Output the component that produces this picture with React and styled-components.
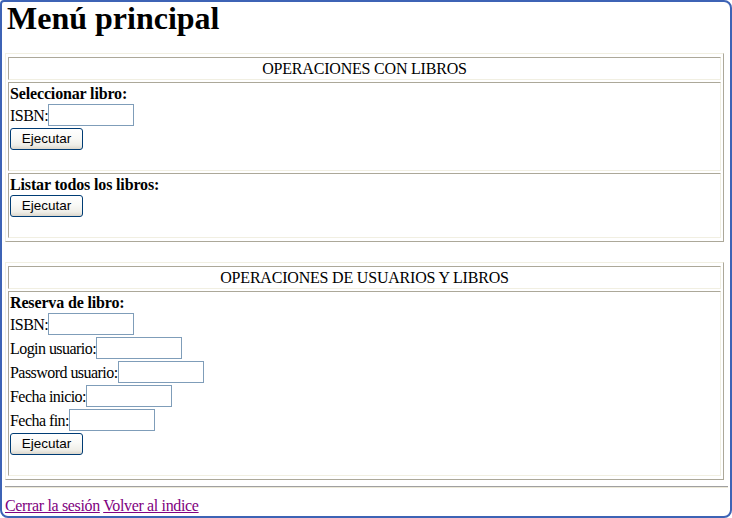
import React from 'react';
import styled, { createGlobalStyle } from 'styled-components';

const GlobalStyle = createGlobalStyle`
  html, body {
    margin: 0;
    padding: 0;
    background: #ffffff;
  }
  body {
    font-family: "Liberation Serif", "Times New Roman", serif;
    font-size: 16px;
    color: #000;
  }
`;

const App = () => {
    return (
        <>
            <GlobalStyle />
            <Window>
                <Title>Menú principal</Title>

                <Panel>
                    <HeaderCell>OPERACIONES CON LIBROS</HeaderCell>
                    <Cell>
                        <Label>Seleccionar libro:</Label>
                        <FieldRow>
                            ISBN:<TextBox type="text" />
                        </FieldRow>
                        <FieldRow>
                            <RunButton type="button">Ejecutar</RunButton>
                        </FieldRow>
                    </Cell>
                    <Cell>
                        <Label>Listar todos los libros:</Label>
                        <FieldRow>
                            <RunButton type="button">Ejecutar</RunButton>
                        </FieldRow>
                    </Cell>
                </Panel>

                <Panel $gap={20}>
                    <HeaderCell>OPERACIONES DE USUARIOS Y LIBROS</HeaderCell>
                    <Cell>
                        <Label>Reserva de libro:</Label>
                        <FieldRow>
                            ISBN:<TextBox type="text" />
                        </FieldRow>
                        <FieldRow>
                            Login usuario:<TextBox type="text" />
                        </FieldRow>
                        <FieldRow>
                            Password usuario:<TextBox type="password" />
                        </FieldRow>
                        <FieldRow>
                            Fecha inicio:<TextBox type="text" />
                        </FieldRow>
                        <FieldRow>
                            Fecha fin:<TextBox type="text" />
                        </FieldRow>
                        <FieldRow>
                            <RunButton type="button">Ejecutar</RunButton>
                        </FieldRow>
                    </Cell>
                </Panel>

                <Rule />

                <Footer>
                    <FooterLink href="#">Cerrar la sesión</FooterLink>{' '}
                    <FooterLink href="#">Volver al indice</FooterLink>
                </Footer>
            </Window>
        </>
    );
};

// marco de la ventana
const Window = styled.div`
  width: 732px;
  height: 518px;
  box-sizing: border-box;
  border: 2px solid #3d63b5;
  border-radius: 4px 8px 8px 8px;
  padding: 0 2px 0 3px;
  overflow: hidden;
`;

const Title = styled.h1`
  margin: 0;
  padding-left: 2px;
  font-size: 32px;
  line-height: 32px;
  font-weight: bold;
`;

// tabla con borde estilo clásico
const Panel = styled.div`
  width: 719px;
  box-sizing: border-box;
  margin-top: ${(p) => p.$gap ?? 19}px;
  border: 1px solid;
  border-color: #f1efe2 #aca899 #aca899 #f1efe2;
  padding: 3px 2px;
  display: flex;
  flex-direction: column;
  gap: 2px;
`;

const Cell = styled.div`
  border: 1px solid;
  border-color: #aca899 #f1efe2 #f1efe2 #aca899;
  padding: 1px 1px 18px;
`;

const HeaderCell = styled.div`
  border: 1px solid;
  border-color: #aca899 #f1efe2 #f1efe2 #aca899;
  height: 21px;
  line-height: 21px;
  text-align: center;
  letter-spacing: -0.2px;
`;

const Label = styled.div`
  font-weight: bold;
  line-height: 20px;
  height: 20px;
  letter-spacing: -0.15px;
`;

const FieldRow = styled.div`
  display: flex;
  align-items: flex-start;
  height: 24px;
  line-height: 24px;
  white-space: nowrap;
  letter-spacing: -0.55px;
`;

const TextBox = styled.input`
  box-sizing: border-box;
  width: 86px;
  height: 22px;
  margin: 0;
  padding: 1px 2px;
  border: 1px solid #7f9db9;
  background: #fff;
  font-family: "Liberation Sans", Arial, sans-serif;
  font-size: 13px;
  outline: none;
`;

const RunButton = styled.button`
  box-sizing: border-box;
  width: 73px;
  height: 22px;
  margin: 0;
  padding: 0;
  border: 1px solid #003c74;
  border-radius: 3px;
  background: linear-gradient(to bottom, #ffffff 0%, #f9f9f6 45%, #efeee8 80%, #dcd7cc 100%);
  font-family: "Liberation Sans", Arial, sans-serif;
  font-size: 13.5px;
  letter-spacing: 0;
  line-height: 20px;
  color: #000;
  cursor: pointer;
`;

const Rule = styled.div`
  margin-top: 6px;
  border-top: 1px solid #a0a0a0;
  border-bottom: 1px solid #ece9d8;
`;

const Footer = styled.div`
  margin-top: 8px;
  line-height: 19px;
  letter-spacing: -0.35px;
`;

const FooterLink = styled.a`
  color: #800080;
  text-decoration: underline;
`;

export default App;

[Aim of the task]
Without any pictures, reproduce the lines from the first one in the material through the line that has "<Title>Menú pr", exactly as they appear.

[The completed task]
Output the component that produces this picture with React and styled-components.
import React from 'react';
import styled, { createGlobalStyle } from 'styled-components';

const GlobalStyle = createGlobalStyle`
  html, body {
    margin: 0;
    padding: 0;
    background: #ffffff;
  }
  body {
    font-family: "Liberation Serif", "Times New Roman", serif;
    font-size: 16px;
    color: #000;
  }
`;

const App = () => {
    return (
        <>
            <GlobalStyle />
            <Window>
                <Title>Menú principal</Title>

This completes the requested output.